I guess the last exciting part of the day (so far) is that I rode the new subway for the first time to get back to the hotel. It was way better than Septa, so I hope to be using it more pretty soon. Observation for the day: there's new construction across the entire city, but it's not just new buildings going up - a lot of the construction (at least in the area we were in today) seems to be various walls that were put up to hide parts of town that look a bit run down or generally unattractive. So while the Olympics are bringing all sorts of changes to Beijing, they're not necessarily lasting changes, and don't necessarily run any deeper than the surface.

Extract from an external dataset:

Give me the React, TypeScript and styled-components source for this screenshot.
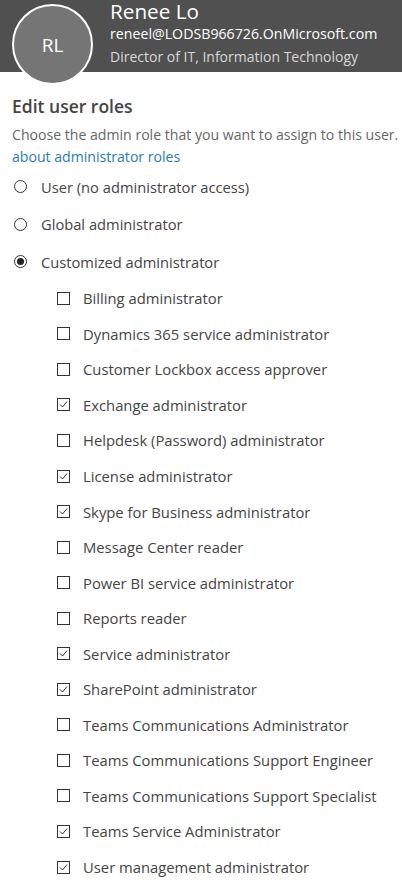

Okay I lied...I wrote that before we went out to dinner tonight. The last exciting part of the day is as follows: a group of us took the subway out to a German restaurant (supposedly a beer garden, but I didn't see any outdoor areas) which featured live music by The Perfect Mates, aka the best band in the world. Three possibly Malaysian girls were up on stage in matching outfits, along with a male keyboardist, belting out US hits such as Shania Twain's "Honey I'm Home". Just when I thought things couldn't get much better, I start to hear "...jambalaya, crawfish pie, file gumbo..." YES (anyone from Louisiana). That song "On the Bayou" or whatever it's called. They were singing that at a German restaurant in Beijing. And then AGAIN when I didn't think things could get better, we managed to convince one of our group members to request some Bon Jovi and get up on stage with the lovely ladies and sing "Livin' on a Prayer". What a night...
2 comments:
yessss classy pizza hut ftw
classy pizza hut with yummy fruit? sounds like my kinda place. looks like you are getting in good practice for october kitty kat ;-) club/bar hoppin an all. Country songs in a German Beer Garden in China??? Geez, I can't even get country in Philly! I'm lovin the stories kat!